Eigentlich will er die „positiven Kräfte der Stadt zusammenführen“. Und bisher, das wurde dem Wahlbürger in Statements und Interviews klargemacht, verstand Bürgermeister Henning Scherf unter diesen positiven Kräften vor allem den derzeitigen Koalitionspartner CDU. Doch nun ist Schluß mit Lustig. Scherf ist verärgert.

„Wortbruch unter Partnern“ wird der CDU von Scherf und dem SPD-Landesvorsitzenden Detlev Albers vorgeworfen. Mit der CDU-Spitze habe es im Vorfeld des Wahlkampfes eine Absprache gegeben, wonach beide Parteien auf Großplakate verzichten. In fast allen Bremer Printmedien erscheint heute eine Anzeige der Sozialdemokraten, die den „Wortbruch“ zum Thema macht (siehe nächste Seite). Mit der Absprache wollte man die Kosten niedrig halten und das Stadtbild nicht über alle Maße verschandeln, erklärt der Landesvorsitzende Albers. Doch nun habe die CDU 360 Großplakate aufgestellt.

„Allein ihr Wortbruch kostet die CDU schätzungsweise 380.000 Mark“, wettert Albers. „Deshalb sind die Angaben der CDU über ihren Etat für den Bürgerschaftswahlkampf unglaubwürdig. Ich fordere die CDU auf, mit offenen Karten zu spielen.“ Die Christdemokraten geben nach eigenen Angaben 500.000 Mark aus.

CDU-Wahlkampfleiter Helmut Pflugradt will jedoch weder die Zahl 360 noch die Kosten von 380.000 Mark bestätigen. „Quatsch“ ist die knappe Antwort. „Ich weiß nicht, woher Albers diese Zahlen hat.“ Auch von den Absprachen habe er nie etwas gehört. Die Großplakate stünden seit dem 19. April. Die CDU-Leitung konterte ähnlich aggressiv: „Frei erfunden“ sei die Aussage, es habe eine Absprache gegeben, erklärte der CDU-Landesvorsitzende Bernd Neumann. Die SPD-Vorhaltungen seien „abwegig und nicht gerechtfertigt“.

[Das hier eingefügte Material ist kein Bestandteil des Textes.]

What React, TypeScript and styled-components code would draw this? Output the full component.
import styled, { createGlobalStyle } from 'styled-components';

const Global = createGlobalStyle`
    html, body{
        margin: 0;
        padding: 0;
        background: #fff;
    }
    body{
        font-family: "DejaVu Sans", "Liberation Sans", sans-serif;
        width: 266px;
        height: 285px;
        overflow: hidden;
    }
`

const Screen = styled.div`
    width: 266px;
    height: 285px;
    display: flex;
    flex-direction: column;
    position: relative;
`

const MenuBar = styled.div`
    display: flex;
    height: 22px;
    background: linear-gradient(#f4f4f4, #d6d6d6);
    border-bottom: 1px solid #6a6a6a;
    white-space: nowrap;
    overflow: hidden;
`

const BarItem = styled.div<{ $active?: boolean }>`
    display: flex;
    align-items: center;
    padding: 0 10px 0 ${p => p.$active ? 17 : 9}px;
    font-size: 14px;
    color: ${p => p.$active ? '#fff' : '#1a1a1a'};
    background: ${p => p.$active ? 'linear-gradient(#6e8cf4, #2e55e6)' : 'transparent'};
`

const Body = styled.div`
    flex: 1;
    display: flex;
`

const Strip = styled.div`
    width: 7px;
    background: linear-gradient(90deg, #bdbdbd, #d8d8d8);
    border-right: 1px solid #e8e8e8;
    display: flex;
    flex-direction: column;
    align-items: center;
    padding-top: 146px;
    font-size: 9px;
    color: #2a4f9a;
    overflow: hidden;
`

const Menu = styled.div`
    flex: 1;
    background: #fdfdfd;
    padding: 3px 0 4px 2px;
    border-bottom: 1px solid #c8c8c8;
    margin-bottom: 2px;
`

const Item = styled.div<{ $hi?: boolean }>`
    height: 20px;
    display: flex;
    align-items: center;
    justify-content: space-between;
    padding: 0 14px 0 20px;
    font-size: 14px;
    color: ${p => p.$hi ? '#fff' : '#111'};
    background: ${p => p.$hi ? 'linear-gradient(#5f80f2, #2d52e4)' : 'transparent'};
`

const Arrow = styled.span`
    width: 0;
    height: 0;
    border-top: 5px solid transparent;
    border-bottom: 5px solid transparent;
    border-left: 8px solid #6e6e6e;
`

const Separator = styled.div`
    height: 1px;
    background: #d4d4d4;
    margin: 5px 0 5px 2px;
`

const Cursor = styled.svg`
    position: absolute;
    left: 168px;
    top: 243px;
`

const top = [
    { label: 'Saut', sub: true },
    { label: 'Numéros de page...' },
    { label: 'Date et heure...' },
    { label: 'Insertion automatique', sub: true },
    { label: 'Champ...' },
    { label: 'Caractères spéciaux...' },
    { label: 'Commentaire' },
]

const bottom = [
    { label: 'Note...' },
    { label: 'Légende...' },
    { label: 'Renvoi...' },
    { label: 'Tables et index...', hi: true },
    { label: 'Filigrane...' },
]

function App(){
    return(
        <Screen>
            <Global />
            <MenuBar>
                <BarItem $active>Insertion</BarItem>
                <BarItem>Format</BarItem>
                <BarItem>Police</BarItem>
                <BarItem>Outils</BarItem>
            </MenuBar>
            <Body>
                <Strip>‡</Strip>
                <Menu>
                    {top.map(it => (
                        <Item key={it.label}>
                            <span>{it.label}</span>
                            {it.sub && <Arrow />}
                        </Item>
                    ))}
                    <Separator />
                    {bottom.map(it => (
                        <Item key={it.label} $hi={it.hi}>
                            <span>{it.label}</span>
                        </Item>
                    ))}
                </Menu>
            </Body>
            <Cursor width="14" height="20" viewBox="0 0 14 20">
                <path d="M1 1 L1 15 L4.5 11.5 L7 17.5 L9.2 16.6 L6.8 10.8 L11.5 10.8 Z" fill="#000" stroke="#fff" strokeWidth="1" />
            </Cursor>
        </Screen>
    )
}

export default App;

Über die Gründe für die neue Tonart im Großkoalitionären Wahlkampf bietet auch Neumann nur Spekulationen. Er führt die Anzeigenkampagne auf die positive Werbewirkung der CDU-Plakate zurück, die die „vier entscheidenden“ Leistungsträger der Großen Koalition abbilde. Dem könne sich auch die SPD nicht entziehen. „Wir können die Verunsicherung der SPD nachvollziehen, denn außer Herrn Scherf hat die SPD gegenüber den vier erfolgreichen CDU-Senatoren wohl keine vorzeigbaren Alternativen.“ Daß die SPD mit ihrer Anzeige nun die Großplakate der CDU in den Mittelpunkt rücke, zeuge allerdings „von einem wirklich guten Klima in der Großen Koalition“.

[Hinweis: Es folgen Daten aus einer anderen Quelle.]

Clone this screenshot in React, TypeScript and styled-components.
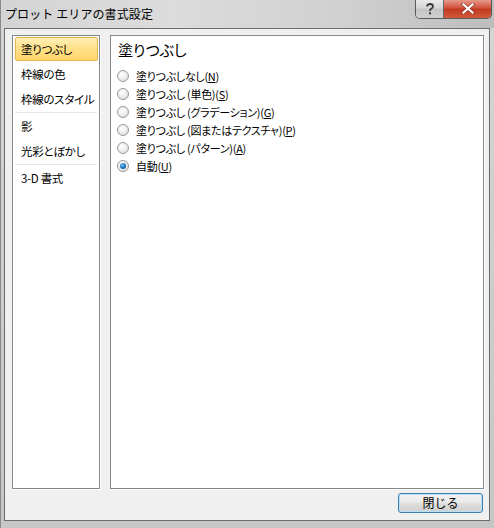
import React from "react";
import styled, { createGlobalStyle } from "styled-components";

const Global = createGlobalStyle`
  html, body { margin: 0; padding: 0; background: #ffffff; }
  body { font-family: "Noto Sans CJK JP", "Noto Sans", sans-serif; }
  * { box-sizing: border-box; }
`;

const Window = styled.div`
  width: 494px;
  height: 528px;
  display: flex;
  flex-direction: column;
  background: linear-gradient(to bottom, #d6d6d6 0%, #cfcfcf 40%, #c6c6c6 100%);
  border-left: 1px solid #8a8a8a;
  overflow: hidden;
`;

const TitleBar = styled.div`
  height: 28px;
  flex: none;
  display: flex;
  align-items: flex-start;
  justify-content: space-between;
  padding-left: 4px;
  background: linear-gradient(to right, #d4d4d4 0%, #dcdcdc 35%, #d0d0d0 70%, #bdbdbd 100%);
`;

const Title = styled.div`
  font-family: "Noto Sans CJK JP", sans-serif;
  font-size: 12px;
  line-height: 28px;
  color: #000;
  letter-spacing: 0.1px;
`;

const Caption = styled.div`
  display: flex;
  margin-right: 2px;
  margin-top: -1px;
  border: 1px solid #5a5a5a;
  border-top: none;
  border-radius: 0 0 5px 5px;
  overflow: hidden;
`;

const CapButton = styled.div<{ $close?: boolean }>`
  height: 19px;
  width: ${(p) => (p.$close ? "48px" : "27px")};
  display: flex;
  align-items: center;
  justify-content: center;
  background: ${(p) =>
    p.$close
      ? "linear-gradient(to bottom, #e8a493 0%, #d2553f 45%, #c23a22 55%, #d35a3c 100%)"
      : "linear-gradient(to bottom, #ececec 0%, #d6d6d6 45%, #c4c4c4 55%, #d0d0d0 100%)"};
  & + & { border-left: 1px solid #6a6a6a; }
`;

const Client = styled.div`
  flex: 1;
  margin: 0 4px 7px 3px;
  border: 1px solid #6b6b6b;
  background: #f0f0f0;
  padding: 6px 5px 7px 7px;
  display: grid;
  grid-template-columns: 88px 374px;
  grid-template-rows: 454px 20px;
  column-gap: 10px;
  row-gap: 4px;
`;

const Panel = styled.div`
  background: #ffffff;
  border: 1px solid #828790;
  box-shadow: 1px 1px 0 #ffffff;
`;

const NavPanel = styled(Panel)`
  padding: 1px 1px 1px 2px;
  display: flex;
  flex-direction: column;
`;

const NavItem = styled.div<{ $selected?: boolean }>`
  flex: none;
  height: 24px;
  margin-bottom: 1px;
  padding-left: ${(p) => (p.$selected ? "5px" : "6px")};
  display: flex;
  align-items: center;
  white-space: nowrap;
  font-size: 11.5px;
  letter-spacing: -0.3px;
  font-feature-settings: "palt";
  color: #000;
  border-radius: 2px;
  border: ${(p) => (p.$selected ? "1px solid #e3b650" : "none")};
  background: ${(p) =>
    p.$selected
      ? "linear-gradient(to bottom, #fff0b8 0%, #ffe08a 45%, #ffd66a 100%)"
      : "transparent"};
`;

const NavSep = styled.div`
  flex: none;
  height: 1px;
  margin: 0 1px 1px 0;
  background: #e6e6e6;
`;

const ContentPanel = styled(Panel)`
  padding: 3px 6px;
  display: flex;
  flex-direction: column;
`;

const Heading = styled.div`
  font-size: 15px;
  line-height: 22px;
  height: 22px;
  margin-left: 1px;
  font-feature-settings: "palt";
  color: #000;
  margin-bottom: 6px;
`;

const RadioRow = styled.label`
  flex: none;
  height: 18px;
  display: flex;
  align-items: center;
  gap: 7px;
  white-space: nowrap;
  font-size: 11px;
  letter-spacing: -0.3px;
  font-feature-settings: "palt";
  color: #000;
`;

const RadioCircle = styled.span<{ $checked?: boolean }>`
  width: 12px;
  height: 12px;
  border-radius: 50%;
  border: 1px solid #9a9a9a;
  background: radial-gradient(circle at 40% 35%, #ffffff 0%, #ebebeb 55%, #d2d2d2 100%);
  display: flex;
  align-items: center;
  justify-content: center;
  flex: none;
  &::after {
    content: "";
    display: ${(p) => (p.$checked ? "block" : "none")};
    width: 6px;
    height: 6px;
    border-radius: 50%;
    background: radial-gradient(circle at 40% 35%, #8cd0ff 0%, #1f7bc8 45%, #0b3f7a 100%);
  }
`;

const U = styled.span`
  text-decoration: underline;
  text-underline-offset: 1px;
`;

const ButtonRow = styled.div`
  grid-column: 1 / span 2;
  display: flex;
  justify-content: flex-end;
  padding-right: 1px;
`;

const Button = styled.button`
  width: 85px;
  height: 20px;
  font-family: "Noto Sans CJK JP", sans-serif;
  font-size: 12px;
  line-height: 16px;
  color: #000;
  border: 1px solid #3c7fb1;
  border-radius: 3px;
  background: linear-gradient(to bottom, #f2f2f2 0%, #ebebeb 45%, #dddddd 55%, #cfcfcf 100%);
  box-shadow: inset 0 0 0 1px #b9e0f7;
  padding: 0;
`;

const navItems: (string | null)[] = [
  "塗りつぶし",
  "枠線の色",
  "枠線のスタイル",
  null,
  "影",
  "光彩とぼかし",
  null,
  "3-D 書式",
];

const options: { label: string; key: string; checked?: boolean }[] = [
  { label: "塗りつぶしなし", key: "N" },
  { label: "塗りつぶし (単色)", key: "S" },
  { label: "塗りつぶし (グラデーション)", key: "G" },
  { label: "塗りつぶし (図またはテクスチャ)", key: "P" },
  { label: "塗りつぶし (パターン)", key: "A" },
  { label: "自動", key: "U", checked: true },
];

export default function App() {
  return (
    <>
      <Global />
      <Window>
        <TitleBar>
          <Title>プロット エリアの書式設定</Title>
          <Caption>
            <CapButton>
              <svg width="10" height="12" viewBox="0 0 10 12">
                <path
                  d="M2 3.5 C2 1.5 3.5 1 5 1 C6.8 1 8 2 8 3.5 C8 5 6.5 5.5 5.5 6.3 C5 6.8 5 7.3 5 8"
                  fill="none"
                  stroke="#3a3a3a"
                  strokeWidth="1.8"
                />
                <rect x="4" y="9.3" width="2" height="2" fill="#3a3a3a" />
              </svg>
            </CapButton>
            <CapButton $close>
              <svg width="14" height="11" viewBox="0 0 14 11">
                <path
                  d="M2 1 L12 10 M12 1 L2 10"
                  stroke="#5a1a10"
                  strokeWidth="3.4"
                  strokeLinecap="square"
                  opacity="0.5"
                />
                <path
                  d="M2.5 1.5 L11.5 9.5 M11.5 1.5 L2.5 9.5"
                  stroke="#ffffff"
                  strokeWidth="2.2"
                  strokeLinecap="square"
                />
              </svg>
            </CapButton>
          </Caption>
        </TitleBar>
        <Client>
          <NavPanel>
            {navItems.map((item, i) =>
              item === null ? (
                <NavSep key={i} />
              ) : (
                <NavItem key={i} $selected={i === 0}>
                  {item}
                </NavItem>
              )
            )}
          </NavPanel>
          <ContentPanel>
            <Heading>塗りつぶし</Heading>
            {options.map((o) => (
              <RadioRow key={o.key}>
                <RadioCircle $checked={o.checked} />
                <span>
                  {o.label}(<U>{o.key}</U>)
                </span>
              </RadioRow>
            ))}
          </ContentPanel>
          <ButtonRow>
            <Button>閉じる</Button>
          </ButtonRow>
        </Client>
      </Window>
    </>
  );
}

Absprachen der Parteien in der Vorwahlkampfzeit sind eine ganz normale Sache, erklärt Wolfram Neubrander, Fraktions-Geschäftsführer der AfB. Doch „in den Abspracherunden wird immer viel versprochen und wenig gehalten“, erinnert er sich an vergangene Jahre. Daher wundere es ihn, wenn die SPD blauäugig an ein Versprechen der CDU geglaubt haben sollte.

Am Rande einer Veranstaltung auf die Anzeige angesprochen, antwortete Scherf ausweichend. Ob er auf die CDU jetzt sauer wäre? „Auf die bin ich nicht sauer“, antwortete Scherf und eilte von dannen. Wer nun auf CDU-Seite die Absprache mit Scherf getroffen haben soll, bleibt unklar. Fest steht: Stimmen aus der SPD-Basis hätten sich Großplakate gewünscht, doch Scherf blieb ablehnend. Wenn die Größe von Wahlplakaten das einzige ist, über das die Koalition heute noch streiten kann, muß man vor rot-grün keine Angst haben.